Task inputs>
---+---
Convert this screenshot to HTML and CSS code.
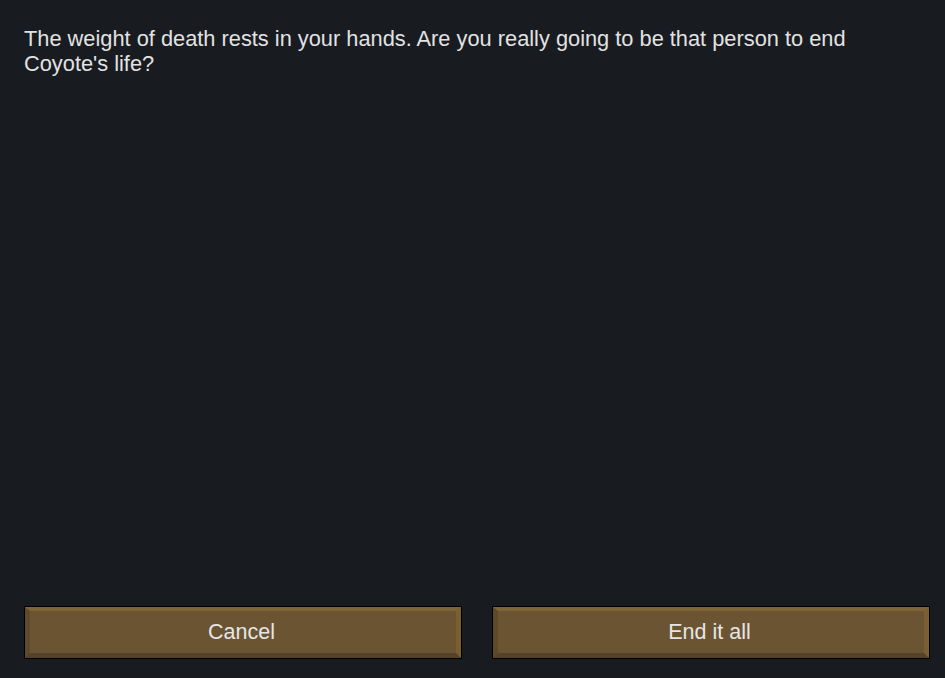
---+---
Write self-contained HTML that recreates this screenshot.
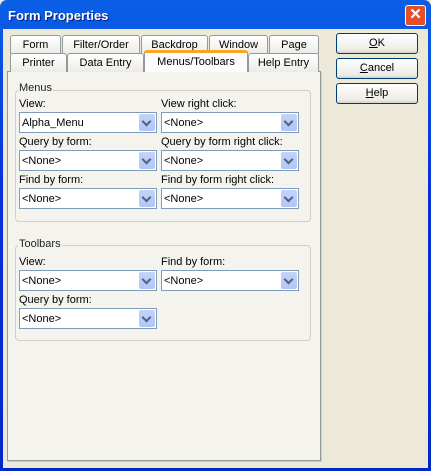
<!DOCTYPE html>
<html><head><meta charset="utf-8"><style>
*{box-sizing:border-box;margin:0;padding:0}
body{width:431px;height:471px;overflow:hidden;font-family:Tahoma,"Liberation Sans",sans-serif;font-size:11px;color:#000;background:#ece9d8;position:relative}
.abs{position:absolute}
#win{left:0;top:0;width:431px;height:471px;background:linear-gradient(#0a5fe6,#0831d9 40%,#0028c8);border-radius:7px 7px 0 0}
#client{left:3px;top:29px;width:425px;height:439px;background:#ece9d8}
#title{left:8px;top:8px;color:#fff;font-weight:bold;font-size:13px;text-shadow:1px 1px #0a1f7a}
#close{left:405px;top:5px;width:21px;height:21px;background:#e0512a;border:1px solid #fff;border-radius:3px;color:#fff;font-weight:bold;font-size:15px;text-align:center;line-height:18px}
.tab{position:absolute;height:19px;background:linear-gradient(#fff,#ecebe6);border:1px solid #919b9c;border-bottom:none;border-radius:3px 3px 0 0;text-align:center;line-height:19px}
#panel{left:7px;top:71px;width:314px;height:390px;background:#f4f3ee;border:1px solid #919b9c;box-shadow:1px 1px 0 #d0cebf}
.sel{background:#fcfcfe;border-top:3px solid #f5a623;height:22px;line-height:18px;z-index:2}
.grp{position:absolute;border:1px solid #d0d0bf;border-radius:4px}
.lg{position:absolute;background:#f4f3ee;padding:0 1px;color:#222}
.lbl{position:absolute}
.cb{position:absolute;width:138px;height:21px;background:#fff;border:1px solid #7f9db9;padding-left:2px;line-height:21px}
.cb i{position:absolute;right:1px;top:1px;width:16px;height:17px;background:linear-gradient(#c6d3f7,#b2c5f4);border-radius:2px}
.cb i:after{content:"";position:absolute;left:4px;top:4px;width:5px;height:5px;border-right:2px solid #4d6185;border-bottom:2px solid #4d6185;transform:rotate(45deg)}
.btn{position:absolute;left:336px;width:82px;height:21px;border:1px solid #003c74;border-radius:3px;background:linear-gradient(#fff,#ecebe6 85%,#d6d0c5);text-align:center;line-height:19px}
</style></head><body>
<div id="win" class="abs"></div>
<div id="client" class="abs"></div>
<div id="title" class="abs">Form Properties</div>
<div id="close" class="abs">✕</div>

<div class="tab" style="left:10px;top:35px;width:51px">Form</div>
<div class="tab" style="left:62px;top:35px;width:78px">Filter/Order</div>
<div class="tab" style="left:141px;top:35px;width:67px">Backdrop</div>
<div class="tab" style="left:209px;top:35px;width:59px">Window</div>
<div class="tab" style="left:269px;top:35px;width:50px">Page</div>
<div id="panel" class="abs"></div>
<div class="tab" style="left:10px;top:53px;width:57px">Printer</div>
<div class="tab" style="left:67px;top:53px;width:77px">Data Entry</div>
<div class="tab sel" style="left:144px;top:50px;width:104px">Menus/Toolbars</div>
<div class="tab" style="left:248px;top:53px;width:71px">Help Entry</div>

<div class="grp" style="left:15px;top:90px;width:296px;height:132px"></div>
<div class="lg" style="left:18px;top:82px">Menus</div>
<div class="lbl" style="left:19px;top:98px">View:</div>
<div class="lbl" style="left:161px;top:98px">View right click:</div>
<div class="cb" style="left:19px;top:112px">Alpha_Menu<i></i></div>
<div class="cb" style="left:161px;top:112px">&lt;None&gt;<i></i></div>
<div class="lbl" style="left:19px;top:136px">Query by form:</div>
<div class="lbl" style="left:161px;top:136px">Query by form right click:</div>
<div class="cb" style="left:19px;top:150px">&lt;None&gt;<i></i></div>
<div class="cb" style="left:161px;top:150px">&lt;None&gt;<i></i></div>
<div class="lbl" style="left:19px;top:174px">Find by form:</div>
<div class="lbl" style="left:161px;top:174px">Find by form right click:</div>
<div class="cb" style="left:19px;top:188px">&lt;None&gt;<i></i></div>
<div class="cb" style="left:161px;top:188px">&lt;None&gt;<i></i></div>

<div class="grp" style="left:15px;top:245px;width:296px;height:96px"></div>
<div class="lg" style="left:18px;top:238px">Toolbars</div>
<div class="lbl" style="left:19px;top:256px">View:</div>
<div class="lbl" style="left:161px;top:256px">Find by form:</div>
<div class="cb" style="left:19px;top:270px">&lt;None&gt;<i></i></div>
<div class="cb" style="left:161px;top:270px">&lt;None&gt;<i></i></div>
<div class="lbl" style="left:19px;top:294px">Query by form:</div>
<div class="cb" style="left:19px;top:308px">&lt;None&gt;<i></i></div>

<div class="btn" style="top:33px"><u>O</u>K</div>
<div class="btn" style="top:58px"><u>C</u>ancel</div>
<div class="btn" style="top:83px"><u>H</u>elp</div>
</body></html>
---+---
Your answer should be one number: how many lines of the listing include the word "screenshot".

Finished answer> 2